◆ Your instructions: Answer with nothing except the number of lines that contain the word "React".

========================================

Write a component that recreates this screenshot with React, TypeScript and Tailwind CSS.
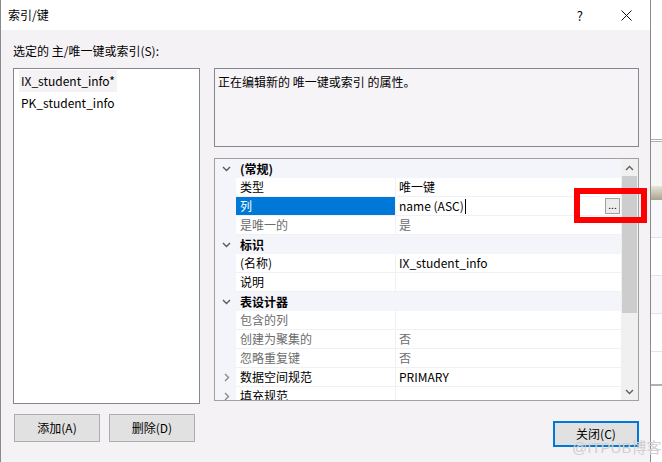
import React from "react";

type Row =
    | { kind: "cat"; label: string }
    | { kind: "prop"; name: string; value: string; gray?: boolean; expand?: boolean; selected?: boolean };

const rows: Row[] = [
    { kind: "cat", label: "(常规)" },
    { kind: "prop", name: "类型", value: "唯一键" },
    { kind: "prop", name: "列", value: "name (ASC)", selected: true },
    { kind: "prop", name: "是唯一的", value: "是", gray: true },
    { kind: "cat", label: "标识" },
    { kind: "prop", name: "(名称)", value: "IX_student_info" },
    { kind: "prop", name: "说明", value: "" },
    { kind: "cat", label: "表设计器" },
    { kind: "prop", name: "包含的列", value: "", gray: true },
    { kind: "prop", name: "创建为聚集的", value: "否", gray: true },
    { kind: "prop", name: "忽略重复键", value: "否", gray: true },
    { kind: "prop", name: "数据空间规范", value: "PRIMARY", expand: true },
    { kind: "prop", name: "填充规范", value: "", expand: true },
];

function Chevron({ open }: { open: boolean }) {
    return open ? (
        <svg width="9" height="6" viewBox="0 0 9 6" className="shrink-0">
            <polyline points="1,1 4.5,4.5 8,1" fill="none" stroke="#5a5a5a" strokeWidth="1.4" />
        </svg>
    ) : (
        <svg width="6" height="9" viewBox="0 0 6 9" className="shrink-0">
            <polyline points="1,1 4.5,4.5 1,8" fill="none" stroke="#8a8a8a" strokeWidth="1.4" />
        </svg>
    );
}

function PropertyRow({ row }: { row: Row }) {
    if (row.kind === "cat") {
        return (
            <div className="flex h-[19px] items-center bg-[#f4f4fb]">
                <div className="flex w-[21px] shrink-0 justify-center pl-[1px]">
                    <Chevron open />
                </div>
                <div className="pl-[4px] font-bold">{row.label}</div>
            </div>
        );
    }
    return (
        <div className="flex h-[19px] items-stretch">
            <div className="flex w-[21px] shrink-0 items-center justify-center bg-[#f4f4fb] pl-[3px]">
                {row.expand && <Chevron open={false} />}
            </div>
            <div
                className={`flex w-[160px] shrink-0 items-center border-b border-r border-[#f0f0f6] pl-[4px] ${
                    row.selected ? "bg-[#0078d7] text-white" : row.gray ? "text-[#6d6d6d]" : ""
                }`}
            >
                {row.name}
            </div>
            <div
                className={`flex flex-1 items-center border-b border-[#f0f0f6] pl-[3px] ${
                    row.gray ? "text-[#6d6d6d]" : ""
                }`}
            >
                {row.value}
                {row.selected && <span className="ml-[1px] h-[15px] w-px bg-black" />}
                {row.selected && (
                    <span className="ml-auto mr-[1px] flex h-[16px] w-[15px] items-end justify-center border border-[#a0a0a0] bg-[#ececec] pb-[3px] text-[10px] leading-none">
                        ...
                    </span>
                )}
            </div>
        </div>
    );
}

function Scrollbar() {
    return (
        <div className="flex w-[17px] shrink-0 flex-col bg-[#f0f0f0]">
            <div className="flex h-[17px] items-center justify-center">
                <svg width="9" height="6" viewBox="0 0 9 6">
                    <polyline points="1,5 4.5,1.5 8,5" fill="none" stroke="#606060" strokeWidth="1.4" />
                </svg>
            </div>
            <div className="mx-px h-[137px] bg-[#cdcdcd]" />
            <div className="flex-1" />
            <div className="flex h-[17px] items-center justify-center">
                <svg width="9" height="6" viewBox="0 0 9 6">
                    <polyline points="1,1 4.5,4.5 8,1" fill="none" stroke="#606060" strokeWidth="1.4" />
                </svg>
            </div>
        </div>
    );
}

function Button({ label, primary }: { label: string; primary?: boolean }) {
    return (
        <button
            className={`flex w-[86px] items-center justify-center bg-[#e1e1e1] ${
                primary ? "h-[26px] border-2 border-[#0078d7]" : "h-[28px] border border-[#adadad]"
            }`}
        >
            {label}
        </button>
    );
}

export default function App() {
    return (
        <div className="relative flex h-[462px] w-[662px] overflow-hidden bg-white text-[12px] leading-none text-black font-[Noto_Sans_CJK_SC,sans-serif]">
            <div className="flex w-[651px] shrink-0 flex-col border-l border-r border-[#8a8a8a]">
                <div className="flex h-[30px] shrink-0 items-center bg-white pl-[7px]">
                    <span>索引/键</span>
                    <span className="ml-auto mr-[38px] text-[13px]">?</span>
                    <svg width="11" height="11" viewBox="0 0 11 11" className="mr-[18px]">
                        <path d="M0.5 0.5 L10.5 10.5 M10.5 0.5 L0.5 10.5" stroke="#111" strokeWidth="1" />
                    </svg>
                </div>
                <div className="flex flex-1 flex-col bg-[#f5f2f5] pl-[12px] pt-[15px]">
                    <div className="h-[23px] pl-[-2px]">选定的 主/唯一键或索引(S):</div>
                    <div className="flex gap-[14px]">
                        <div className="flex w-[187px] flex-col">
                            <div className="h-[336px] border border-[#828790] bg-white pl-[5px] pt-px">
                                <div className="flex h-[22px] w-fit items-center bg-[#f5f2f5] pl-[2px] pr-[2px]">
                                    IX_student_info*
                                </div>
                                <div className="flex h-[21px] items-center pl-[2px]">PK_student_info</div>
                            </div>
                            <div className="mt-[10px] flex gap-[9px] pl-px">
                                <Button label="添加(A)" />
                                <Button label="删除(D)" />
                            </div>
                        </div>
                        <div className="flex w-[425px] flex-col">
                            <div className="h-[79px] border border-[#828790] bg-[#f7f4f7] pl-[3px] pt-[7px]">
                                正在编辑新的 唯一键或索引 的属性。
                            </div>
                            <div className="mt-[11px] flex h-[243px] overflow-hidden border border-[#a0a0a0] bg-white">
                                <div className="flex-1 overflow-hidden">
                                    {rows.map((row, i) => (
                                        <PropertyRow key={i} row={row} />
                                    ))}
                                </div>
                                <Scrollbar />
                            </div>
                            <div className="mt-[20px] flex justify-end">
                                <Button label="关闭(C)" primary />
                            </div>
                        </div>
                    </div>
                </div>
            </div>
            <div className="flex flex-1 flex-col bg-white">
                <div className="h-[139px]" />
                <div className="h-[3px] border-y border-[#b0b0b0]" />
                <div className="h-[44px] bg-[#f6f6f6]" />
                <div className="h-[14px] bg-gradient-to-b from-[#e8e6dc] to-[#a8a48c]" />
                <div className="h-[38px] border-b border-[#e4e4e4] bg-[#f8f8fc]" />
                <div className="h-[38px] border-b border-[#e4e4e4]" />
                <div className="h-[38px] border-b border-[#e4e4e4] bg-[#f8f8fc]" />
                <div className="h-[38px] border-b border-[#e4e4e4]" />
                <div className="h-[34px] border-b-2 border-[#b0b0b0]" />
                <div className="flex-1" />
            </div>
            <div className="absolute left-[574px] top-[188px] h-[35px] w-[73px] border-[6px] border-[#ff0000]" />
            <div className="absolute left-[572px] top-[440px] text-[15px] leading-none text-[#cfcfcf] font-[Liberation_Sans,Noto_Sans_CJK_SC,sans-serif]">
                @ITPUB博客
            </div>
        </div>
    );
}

========================================

◆ The output: 2